The U.S. Bureau of Land Management (BLM) failed to properly consider the impact of oil development in areas near the National Petroleum Reserve-Alaska on the state's North Slope region, U.S. District Court Judge James Singleton said.”

 

China: Fitting Venue for World Water Congress .
By Antoaneta Bezlova,
Inter Press Service,
September 8, 2006
.
When the World Water Congress convenes this weekend in Asia for the first time, the choice of the Chinese capital would be nothing but befitting. The 1.3 billion people of the world's most populous country have at their disposal only a quarter of the water per person that is available on average around the world. But China's water woes go far beyond the scarcity of water resources. Pollution has left nearly half of the water in China's rivers suitable only for agricultural and industrial use, making fresh drinking water a luxury for many of China's 800 million peasants… Water scarcity threatens China's food security as well. A persistent drought this summer has affected the lives of 17 million people in central and south-western China and has caused crops to dry up in the fields.”

 

Use of Carbon Credits Under Kyoto Guidelines Questioned in India .
By Keya Acharya,
Inter Press Service,
September 8, 2006
.
“India is leading developing nations in carbon credits, expecting over 2.27 billion US dollars by selling certified emissions reduction units (CER) from approximately 300 Clean Development Mechanism (CDM) projects, according to the country's ministry of environment and forests.
But some CDM consultants cite low CER rates, non-enforcement of rich nations' renewable energy investment commitments in poor nations, lack of transparency in the CDM quantification process and several other irregularities in the CDM market.
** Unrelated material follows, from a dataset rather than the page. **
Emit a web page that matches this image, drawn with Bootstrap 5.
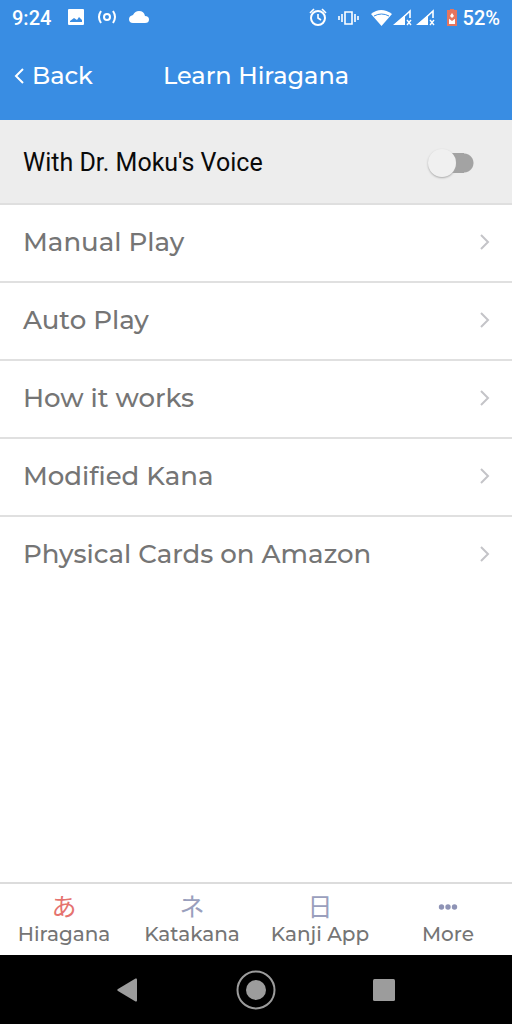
<!DOCTYPE html>
<html lang="en">
<head>
<meta charset="utf-8">
<meta name="viewport" content="width=device-width, initial-scale=1">
<title>Learn Hiragana</title>
<link href="https://cdn.jsdelivr.net/npm/bootstrap@5.3.0/dist/css/bootstrap.min.css" rel="stylesheet">
<style>
  body { font-family: Montserrat, Inter, sans-serif; font-weight: 500; color: #757575; }
  svg { display: block; flex: none; }
  .top-area { background: #398de3; color: #fff; }
  .status-bar { height: 36px; padding: 0 12px; font: 500 20px/36px Roboto, sans-serif; }
  .title-bar { height: 84px; padding: 0 14px 4px; font-size: 24px; line-height: 32px; }
  .title-bar h1 { font-size: 24px; line-height: 32px; font-weight: 500; }
  .voice-row { height: 85px; padding: 2px 38px 0 23px; background: #ededed; border-bottom: 2px solid #dfdfdf; }
  .voice-row label { font: 400 25px/32px Roboto, sans-serif; color: #0a0a0a; }
  .voice-switch { appearance: none; display: flex; align-items: center; width: 46px; height: 30px; margin: 0; border-radius: 15px; background: linear-gradient(#a3a3a3, #a3a3a3) 15px 5px / 21px 20px no-repeat, radial-gradient(circle at 36px 15px, #a3a3a3 9px, transparent 10px); }
  .voice-switch::before { content: ""; width: 28px; height: 28px; border-radius: 50%; background: #f0f0f0; box-shadow: 0 1px 2px #aaa; }
  .voice-switch:checked { transform: scaleX(-1); }
  .menu-list .list-group-item { height: 78px; padding: 0 22px 2px 23px; border-color: #e0e0e0; border-width: 0 0 2px; color: #757575; font-size: 26px; line-height: 32px; }
  .menu-list .list-group-item:last-child { height: 76px; border-bottom-width: 0; }
  .tab-bar { height: 73px; border-top: 2px solid #dcdcdc; padding-top: 9px; }
  .tab-bar a { color: #757575; font-size: 20px; line-height: 26px; }
  .tab-icon { height: 28px; font: 400 25px/25px "Noto Sans CJK JP", sans-serif; color: #9a9fbd; }
  .active .tab-icon { color: #e5736f; }
  .system-bar { height: 69px; padding: 0 64px; }
</style>
</head>
<body class="d-flex flex-column min-vh-100 bg-white">
<header class="top-area">
  <div class="status-bar d-flex align-items-center justify-content-between">
    <div class="d-flex align-items-center">
      <span>9:24</span>
      <svg class="ms-3" width="84" height="20" viewBox="0 0 84 20" fill="none" stroke="#fff" stroke-width="2">
        <path fill="#fff" stroke="none" fill-rule="evenodd" d="M2 1h14q1 0 1 1v14q0 1-1 1H2q-1 0-1-1V2q0-1 1-1Zm1 13h12v-2l-3-3-2 3-3-2-4 3Z"/>
        <circle cx="40" cy="9" r="3"/><path d="M34 3q-4 6 0 12M46 3q4 6 0 12"/>
        <path fill="#fff" stroke="none" d="M66 15q-4 0-4-4 0-3 4-4 2-4 6-4 5 0 6 5 4 0 4 3.500T78 15Z"/>
      </svg>
    </div>
    <div class="d-flex align-items-center gap-1">
      <svg width="150" height="20" viewBox="0 0 150 20" fill="none" stroke="#fff" stroke-width="2">
        <circle cx="9" cy="10" r="7"/><path d="M9 6v4l3 2M1 5l4-4M13 1l4 4" stroke-width="1.6"/>
        <path d="M36 4h7v12h-7ZM33 6v8M46 6v8M30 8v4M49 8v4" stroke-width="1.6"/>
        <path fill="#fff" stroke="none" d="M62 6q10-8 21 0L72.500 18Z"/><path d="M65 8q7.500-4 15 0" stroke="#398de3" stroke-width="1"/>
        <g id="signal"><path d="M87 16 101 3v7" stroke-width="1.600"/><path fill="#fff" stroke="none" d="M84 17 96 7v10Z"/><path d="m98 12 4 5m0-5-4 5" stroke-width="1.400"/></g>
        <use href="#signal" x="23"/>
        <path fill="#fff" stroke="#e5755f" d="M139 3h8v14h-8Z"/><path fill="#e5755f" stroke="none" d="M141 1h4v3h-4ZM139 4h8v6l-4 3-4-3Z"/><path fill="#fff" stroke="none" d="m143 5 2 3-2 2-2-2Z"/>
      </svg>
      <span>52%</span>
    </div>
  </div>
  <div class="title-bar row g-0 align-items-center">
    <div class="col">
      <a href="#" class="d-flex align-items-center gap-2 text-white text-decoration-none">
        <svg width="10" height="18" viewBox="0 0 10 18" fill="none" stroke="#fff" stroke-width="2"><path d="m9 2-7 7 7 7"/></svg>Back
      </a>
    </div>
    <h1 class="col-auto m-0">Learn Hiragana</h1>
    <div class="col"></div>
  </div>
</header>
<main class="flex-grow-1">
  <div class="voice-row d-flex align-items-center justify-content-between">
    <label for="voice">With Dr. Moku's Voice</label>
    <input class="voice-switch" type="checkbox" role="switch" id="voice">
  </div>
  <nav class="menu-list list-group list-group-flush" aria-label="Lessons">
    <a href="#" class="list-group-item list-group-item-action d-flex align-items-center justify-content-between">Manual Play<svg width="10" height="16" viewBox="0 0 10 16" fill="none" stroke="#c4c4c8" stroke-width="2"><path d="m1 1 7 7-7 7"/></svg></a>
    <a href="#" class="list-group-item list-group-item-action d-flex align-items-center justify-content-between">Auto Play<svg width="10" height="16" viewBox="0 0 10 16" fill="none" stroke="#c4c4c8" stroke-width="2"><path d="m1 1 7 7-7 7"/></svg></a>
    <a href="#" class="list-group-item list-group-item-action d-flex align-items-center justify-content-between">How it works<svg width="10" height="16" viewBox="0 0 10 16" fill="none" stroke="#c4c4c8" stroke-width="2"><path d="m1 1 7 7-7 7"/></svg></a>
    <a href="#" class="list-group-item list-group-item-action d-flex align-items-center justify-content-between">Modified Kana<svg width="10" height="16" viewBox="0 0 10 16" fill="none" stroke="#c4c4c8" stroke-width="2"><path d="m1 1 7 7-7 7"/></svg></a>
    <a href="#" class="list-group-item list-group-item-action d-flex align-items-center justify-content-between">Physical Cards on Amazon<svg width="10" height="16" viewBox="0 0 10 16" fill="none" stroke="#c4c4c8" stroke-width="2"><path d="m1 1 7 7-7 7"/></svg></a>
  </nav>
</main>
<footer>
  <nav class="tab-bar row g-0 text-center" aria-label="Sections">
    <a href="#" class="col-3 text-decoration-none active" aria-current="page"><div class="tab-icon" lang="ja">あ</div>Hiragana</a>
    <a href="#" class="col-3 text-decoration-none"><div class="tab-icon" lang="ja">ネ</div>Katakana</a>
    <a href="#" class="col-3 text-decoration-none"><div class="tab-icon" lang="ja">日</div>Kanji App</a>
    <a href="#" class="col-3 text-decoration-none"><div class="tab-icon d-flex align-items-center justify-content-center"><svg width="20" height="6" viewBox="0 0 20 6" fill="#8e93b5"><circle cx="3.500" cy="3" r="2.700"/><circle cx="10" cy="3" r="2.700"/><circle cx="16.500" cy="3" r="2.700"/></svg></div>More</a>
  </nav>
  <div class="system-bar bg-black row g-0 align-items-center">
    <div class="col-4"><button class="btn p-0 border-0 d-block mx-auto" aria-label="Back"><svg width="22" height="24" viewBox="0 0 22 24" fill="#9c9c9c"><path d="M1 11 18.500.600q1.500-.600 1.500 1v20.800q0 1.600-1.500 1L1 13q-1.500-1 0-2Z"/></svg></button></div>
    <div class="col-4"><button class="btn p-0 border-0 d-block mx-auto" aria-label="Home"><svg width="40" height="40" viewBox="0 0 40 40"><circle cx="20" cy="20" r="18.500" fill="none" stroke="#9c9c9c" stroke-width="2"/><circle cx="20" cy="20" r="10" fill="#9c9c9c"/></svg></button></div>
    <div class="col-4"><button class="btn p-0 border-0 d-block mx-auto" aria-label="Recent apps"><svg width="22" height="22" viewBox="0 0 22 22" fill="#9c9c9c"><rect width="22" height="22" rx="1.500"/></svg></button></div>
  </div>
</footer>
<script src="https://cdn.jsdelivr.net/npm/bootstrap@5.3.0/dist/js/bootstrap.bundle.min.js"></script>
</body>
</html>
The CDM, one of three mechanisms of the Kyoto Protocol, allows Annex I or industrialized nations to buy emissions reduction units, called CERs, from non- Annex developing countries. Annex I rich nations can then count these credits towards their greenhouse gas emissions targets. The principle is to help rich nations reduce the costs of meeting their reduction targets by 2012 whilst mitigating climate change and helping developing nations… As per the CDM rules, the emissions reduction should benefit sustainable development, help alleviate poverty, create clean technology in a carbon-less economy and produce local benefits among others. But not a single one of India's 252 CDM projects, as per the United Nations Environment Programme, deals with reforestation, agriculture or even rural development. The majority of that number are energy-efficiency projects from industries.”

 

Manitoba to Quadruple Its Wind Power .
CBC New (Canada),

September 7, 2006 .
“The Manitoba government plans to build enough wind towers over the next two years to quadruple its wind-generated power, Energy Minister Dave Chomiak announced Thursday. The province, along with Manitoba Hydro, hopes to add 300 megawatts of wind power to the province's energy grid — enough power for 100,000 homes. That could mean up to 160 more windmills, although newer and evolving wind turbine technology could make that number smaller… The strategy is expected to generate $2 billion in investments, $100 million in wind-rights payments to landowners and $150 million in property taxes to local municipalities, according to the province.”